O comportamento de Francisco Lopes no Banco Central vem a ser outra amostra da liberdade de manipulação do processo privatizador, como no caso grampeado das telefônicas, ou de esbanjamento de fabulosos R$ 21 bilhões na suposta prevenção de crise bancária, sem qualquer regra estabelecida para isso, senão apenas pela vontade ou interesse de um grupinho sempre avesso às discussões públicas. E ao próprio público, no sentido de povo.
Mesmo no episódio dos dólares baratinhos que foram do Banco Central para as contas externas do dono do Banco Marka, foi uma parte da turma de economistas-tecnocratas que decidiu contra os cofres públicos. Francisco Lopes coordenou-se com Salvatore Cacciola, advertiu-o para amansar a divergência de Cláudio Mauch, também diretor do Banco Central. Mas foi a turminha da direção do BC que combinou entre si e mandou vender a Cacciola dólares do Banco Central a preços mais baixos que os do mercado.
O poder concedido a esses economistas-tecnocratas, desprovidos de ética e de sujeição à lei, é a essência do tipo de governo iniciado com Fernando Henrique Cardoso. Nele, o presidente se incumbe das encenações do protocolo, da política e da propaganda, mas as decisões já lhe chegam prontas, ditadas pelos economistas-tecnocratas. É isso que explica a exótica inexistência de despachos administrativos de rotina, entre o presidente e cada ministro. De tempos em tempos, fazem uma grande reunião ministerial, que nada tem a ver com governar, é só para efeitos publicitários.

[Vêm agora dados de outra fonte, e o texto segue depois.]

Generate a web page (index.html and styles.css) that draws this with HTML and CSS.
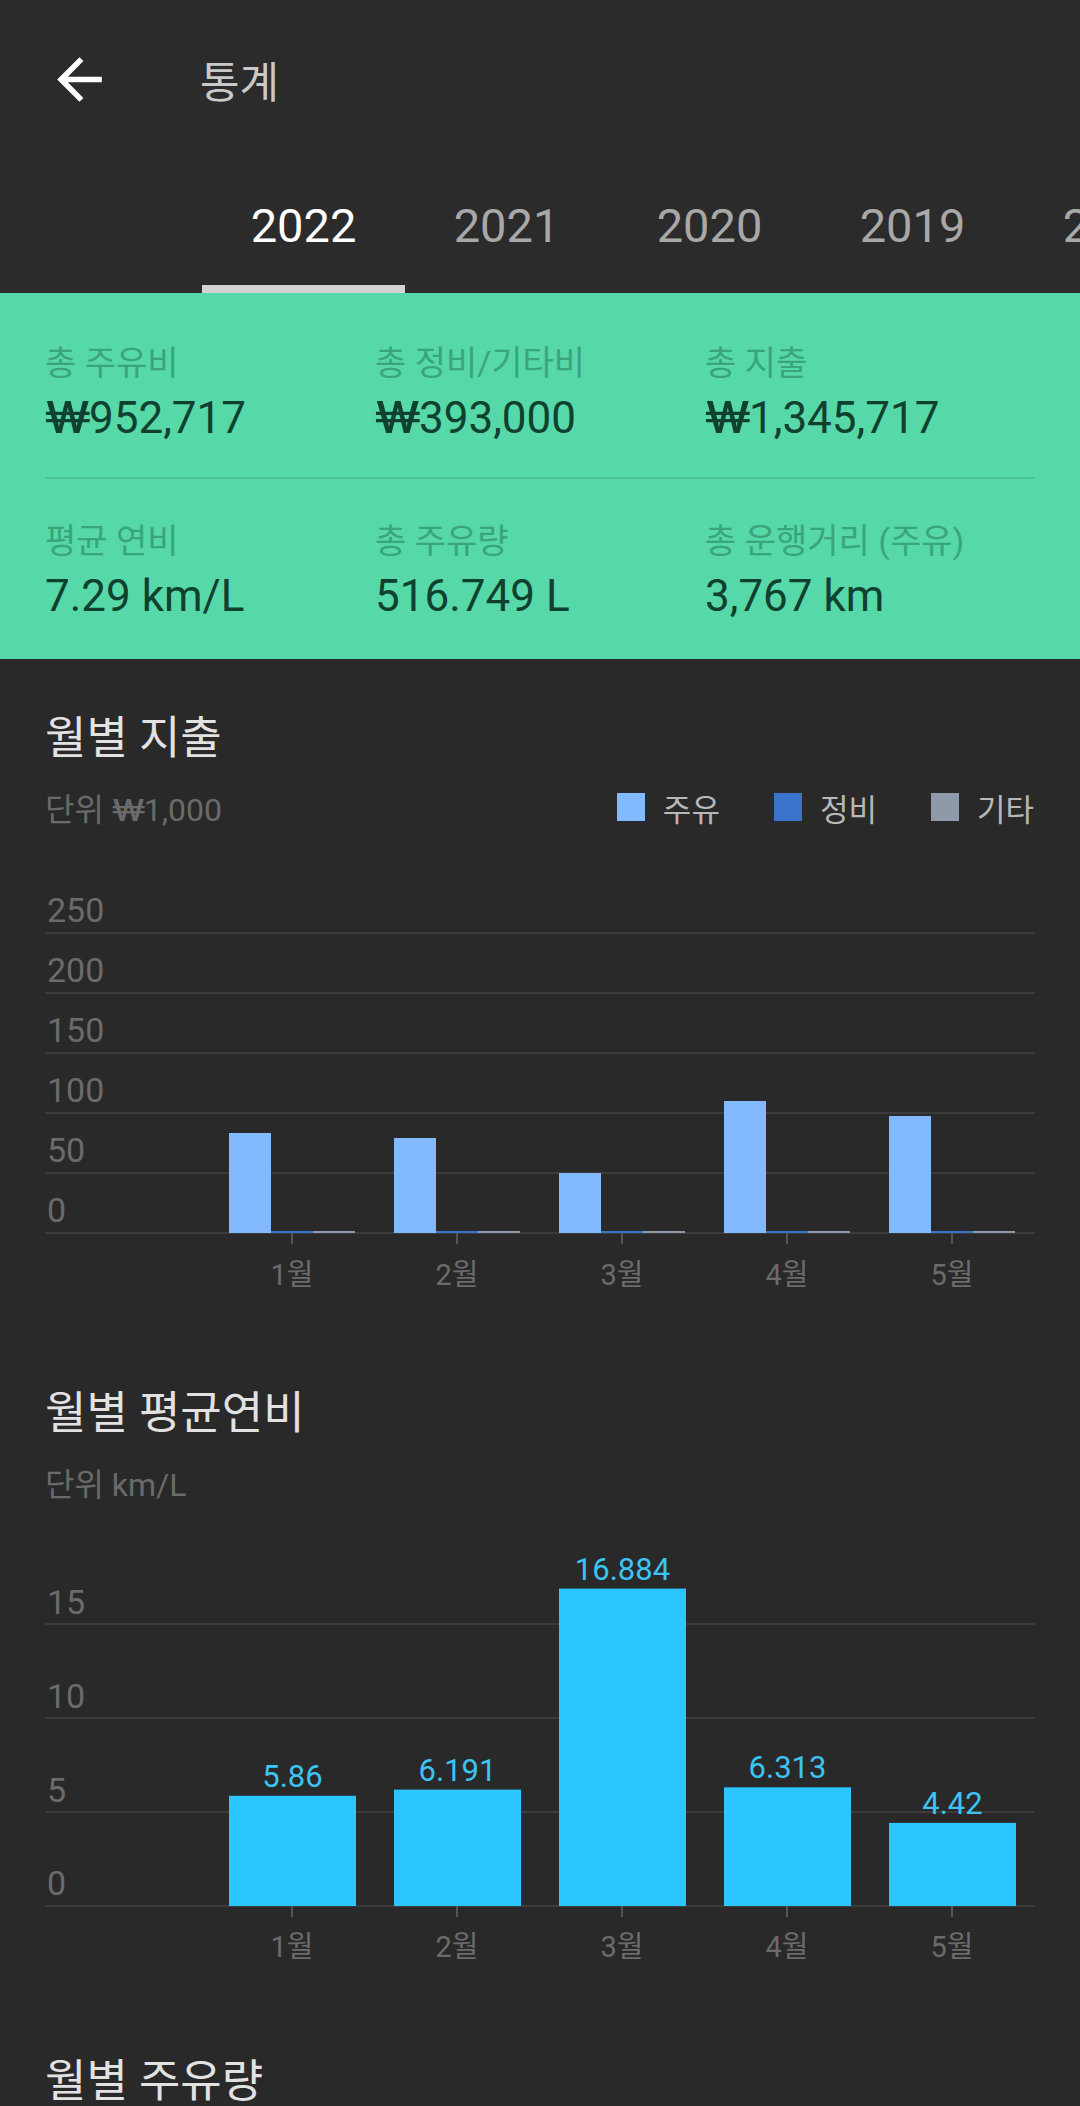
FILE: index.html
```html
<!DOCTYPE html>
<html lang="ko">
  <head>
    <meta charset="UTF-8" />
    <meta name="viewport" content="width=device-width, initial-scale=1.0" />
    <title>통계</title>
    <link rel="stylesheet" href="styles.css">
  </head>
  <body>
    <header class="toolbar">
      <svg class="back-icon" viewBox="0 0 24 24">
        <path d="M20 11H7.83l5.59-5.59L12 4l-8 8 8 8 1.41-1.41L7.83 13H20v-2z" />
      </svg>
      <h1 class="toolbar-title">통계</h1>
    </header>

    <nav class="tabs">
      <a class="tab active">2022</a>
      <a class="tab">2021</a>
      <a class="tab">2020</a>
      <a class="tab">2019</a>
      <a class="tab">2018</a>
    </nav>

    <section class="summary">
      <div class="summary-row">
        <div class="stat">
          <div class="stat-label">총 주유비</div>
          <div class="stat-value"><span class="won">₩</span>952,717</div>
        </div>
        <div class="stat">
          <div class="stat-label">총 정비/기타비</div>
          <div class="stat-value"><span class="won">₩</span>393,000</div>
        </div>
        <div class="stat">
          <div class="stat-label">총 지출</div>
          <div class="stat-value"><span class="won">₩</span>1,345,717</div>
        </div>
      </div>
      <div class="summary-divider"></div>
      <div class="summary-row">
        <div class="stat">
          <div class="stat-label">평균 연비</div>
          <div class="stat-value">7.29 km/L</div>
        </div>
        <div class="stat">
          <div class="stat-label">총 주유량</div>
          <div class="stat-value">516.749 L</div>
        </div>
        <div class="stat">
          <div class="stat-label">총 운행거리 (주유)</div>
          <div class="stat-value">3,767 km</div>
        </div>
      </div>
    </section>

    <section class="chart-section">
      <h2 class="chart-title">월별 지출</h2>
      <div class="chart-meta">
        <span class="chart-unit">단위 <span class="won">₩</span>1,000</span>
        <div class="legend">
          <span class="legend-item"><i class="swatch swatch-fuel"></i>주유</span>
          <span class="legend-item"><i class="swatch swatch-repair"></i>정비</span>
          <span class="legend-item"><i class="swatch swatch-etc"></i>기타</span>
        </div>
      </div>
      <svg class="chart chart-expense" viewBox="0 0 990 507">
        <line class="grid" x1="0" y1="106" x2="990" y2="106" />
        <line class="grid" x1="0" y1="166" x2="990" y2="166" />
        <line class="grid" x1="0" y1="226" x2="990" y2="226" />
        <line class="grid" x1="0" y1="286" x2="990" y2="286" />
        <line class="grid" x1="0" y1="346" x2="990" y2="346" />
        <line class="grid" x1="0" y1="406" x2="990" y2="406" />
        <text class="y-label" x="2" y="95">250</text>
        <text class="y-label" x="2" y="155">200</text>
        <text class="y-label" x="2" y="215">150</text>
        <text class="y-label" x="2" y="275">100</text>
        <text class="y-label" x="2" y="335">50</text>
        <text class="y-label" x="2" y="395">0</text>

        <rect class="bar-fuel" x="184" y="306" width="42" height="100" />
        <rect class="bar-repair" x="226" y="404" width="42" height="2" />
        <rect class="bar-etc" x="268" y="404" width="42" height="2" />
        <rect class="bar-fuel" x="349" y="311" width="42" height="95" />
        <rect class="bar-repair" x="391" y="404" width="42" height="2" />
        <rect class="bar-etc" x="433" y="404" width="42" height="2" />
        <rect class="bar-fuel" x="514" y="346" width="42" height="60" />
        <rect class="bar-repair" x="556" y="404" width="42" height="2" />
        <rect class="bar-etc" x="598" y="404" width="42" height="2" />
        <rect class="bar-fuel" x="679" y="274" width="42" height="132" />
        <rect class="bar-repair" x="721" y="404" width="42" height="2" />
        <rect class="bar-etc" x="763" y="404" width="42" height="2" />
        <rect class="bar-fuel" x="844" y="289" width="42" height="117" />
        <rect class="bar-repair" x="886" y="404" width="42" height="2" />
        <rect class="bar-etc" x="928" y="404" width="42" height="2" />

        <line class="tick" x1="247" y1="406" x2="247" y2="417" />
        <line class="tick" x1="412" y1="406" x2="412" y2="417" />
        <line class="tick" x1="577" y1="406" x2="577" y2="417" />
        <line class="tick" x1="742" y1="406" x2="742" y2="417" />
        <line class="tick" x1="907" y1="406" x2="907" y2="417" />
        <text class="x-label" x="247" y="458">1월</text>
        <text class="x-label" x="412" y="458">2월</text>
        <text class="x-label" x="577" y="458">3월</text>
        <text class="x-label" x="742" y="458">4월</text>
        <text class="x-label" x="907" y="458">5월</text>
      </svg>
    </section>

    <section class="chart-section">
      <h2 class="chart-title">월별 평균연비</h2>
      <div class="chart-meta">
        <span class="chart-unit">단위 km/L</span>
      </div>
      <svg class="chart chart-mileage" viewBox="0 0 990 500">
        <line class="grid" x1="0" y1="122" x2="990" y2="122" />
        <line class="grid" x1="0" y1="216" x2="990" y2="216" />
        <line class="grid" x1="0" y1="310" x2="990" y2="310" />
        <line class="grid" x1="0" y1="404" x2="990" y2="404" />
        <text class="y-label" x="2" y="112">15</text>
        <text class="y-label" x="2" y="206">10</text>
        <text class="y-label" x="2" y="300">5</text>
        <text class="y-label" x="2" y="393">0</text>

        <rect class="bar-mileage" x="184" y="293.8" width="127" height="110.2" />
        <rect class="bar-mileage" x="349" y="287.6" width="127" height="116.4" />
        <rect class="bar-mileage" x="514" y="86.6" width="127" height="317.4" />
        <rect class="bar-mileage" x="679" y="285.3" width="127" height="118.7" />
        <rect class="bar-mileage" x="844" y="320.9" width="127" height="83.1" />
        <text class="value-label" x="247.5" y="284.8">5.86</text>
        <text class="value-label" x="412.5" y="278.6">6.191</text>
        <text class="value-label" x="577.5" y="77.6">16.884</text>
        <text class="value-label" x="742.5" y="276.3">6.313</text>
        <text class="value-label" x="907.5" y="311.9">4.42</text>

        <line class="tick" x1="247" y1="404" x2="247" y2="415" />
        <line class="tick" x1="412" y1="404" x2="412" y2="415" />
        <line class="tick" x1="577" y1="404" x2="577" y2="415" />
        <line class="tick" x1="742" y1="404" x2="742" y2="415" />
        <line class="tick" x1="907" y1="404" x2="907" y2="415" />
        <text class="x-label" x="247" y="455">1월</text>
        <text class="x-label" x="412" y="455">2월</text>
        <text class="x-label" x="577" y="455">3월</text>
        <text class="x-label" x="742" y="455">4월</text>
        <text class="x-label" x="907" y="455">5월</text>
      </svg>
    </section>

    <section class="chart-section">
      <h2 class="chart-title">월별 주유량</h2>
    </section>
  </body>
</html>
```

FILE: styles.css
```css
body {
  background-color: #292929;
  color: #e0e0e0;
  font-family: Roboto, "Noto Sans CJK KR", sans-serif;
  margin: 0;
  padding: 0;
  overflow: hidden;
}
/* the won sign is drawn wider in the app font */
.won {
  display: inline-block;
  transform: scaleX(1.4);
  transform-origin: left center;
  margin-right: 0.26em;
}
.toolbar {
  display: flex;
  align-items: center;
  height: 158px;
  padding-left: 46px;
  background-color: #2b2b2b;
}
.back-icon {
  width: 67px;
  height: 67px;
  fill: #ffffff;
}
.toolbar-title {
  margin: 8px 0 0 87px;
  font-size: 43px;
  font-weight: normal;
  line-height: 56px;
  color: #c9c9c9;
}
.tabs {
  display: flex;
  height: 135px;
  padding-left: 202px;
  background-color: #2b2b2b;
  overflow: hidden;
  white-space: nowrap;
}
.tab {
  flex-shrink: 0;
  display: flex;
  align-items: center;
  justify-content: center;
  width: 203px;
  box-sizing: border-box;
  padding-top: 8px;
  border-bottom: 8px solid transparent;
  font-size: 47px;
  color: #a8a8a8;
  cursor: pointer;
}
.tab.active {
  color: #ffffff;
  border-bottom-color: #d2d2d2;
}
.summary {
  background-color: #56d8a8;
  padding: 50px 45px 37px;
}
.summary-row {
  display: grid;
  grid-template-columns: repeat(3, 1fr);
}
.stat-label {
  font-size: 34px;
  line-height: 40px;
  height: 40px;
  color: #3aa57d;
  white-space: nowrap;
}
.stat-value {
  margin-top: 9px;
  font-size: 44px;
  line-height: 52px;
  height: 52px;
  color: #10402e;
  white-space: nowrap;
}
.summary-divider {
  height: 2px;
  margin: 33px 0 42px;
  background-color: #4ac396;
}
.chart-section {
  padding: 52px 45px 0;
}
.chart-title {
  margin: 0;
  font-size: 45px;
  font-weight: normal;
  line-height: 56px;
  height: 56px;
  color: #e2e2e2;
}
.chart-meta {
  display: flex;
  justify-content: space-between;
  align-items: center;
  height: 40px;
  margin-top: 20px;
}
.chart-unit {
  font-size: 32px;
  color: #6a6a6a;
}
.legend {
  display: flex;
  gap: 54px;
  margin-right: 1px;
}
.legend-item {
  display: flex;
  align-items: center;
  font-size: 31px;
  color: #b8b8b8;
}
.swatch {
  width: 28px;
  height: 28px;
  margin-right: 18px;
}
.swatch-fuel {
  background-color: #82b9ff;
}
.swatch-repair {
  background-color: #3a73c9;
}
.swatch-etc {
  background-color: #8e9aaa;
}
.chart {
  display: block;
  width: 990px;
}
.chart-expense {
  height: 507px;
}
.chart-mileage {
  height: 500px;
}
.grid {
  stroke: #3b3b3b;
  stroke-width: 2;
}
.tick {
  stroke: #555555;
  stroke-width: 2;
}
.y-label {
  font-size: 34px;
  fill: #6b6b6b;
}
.x-label {
  font-size: 29px;
  fill: #6b6b6b;
  text-anchor: middle;
}
.value-label {
  font-size: 31px;
  fill: #3cc4f3;
  text-anchor: middle;
}
.bar-fuel {
  fill: #82b9ff;
}
.bar-repair {
  fill: #3a73c9;
}
.bar-etc {
  fill: #8e9aaa;
}
.bar-mileage {
  fill: #2bc5ff;
}
```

Nesse tipo de governo sem presidente-governante, são apenas lógicos os espetáculos do presidente-publicitário louvando, hoje, o que ontem assegurava ser um ato impatriótico que seu governo jamais cometeria. Por exemplo, a desvalorização do real, como lembrou nesta semana um agudo editorial da Folha. Mas se explica: o presidente-propagandista diz o que os economistas-tecnocratas estabelecem; logo, se há mudança nesse grupinho, muda o que deve ser dito. E ao propagandista só cabe propagandeá-lo.
Felizes os que não privaram, nem um pouco, com essa espécie proliferante que é o economista-tecnocrata. Um ser inculto e, portanto, suficiente; ambicioso como só um certo sociólogo alcança ser; fascinado pela riqueza alheia e pela caça indiscriminada à própria. Prepotente como requer a ignorância bem situada -que o digam os seus predecessores fardados da ditadura-, odeia a reflexão, apegado a umas poucas fórmulas que supõe científicas. Felizes os que não privaram com essa espécie, porque assim não sabem quem e como está destruindo o Brasil, um país agora quebrado.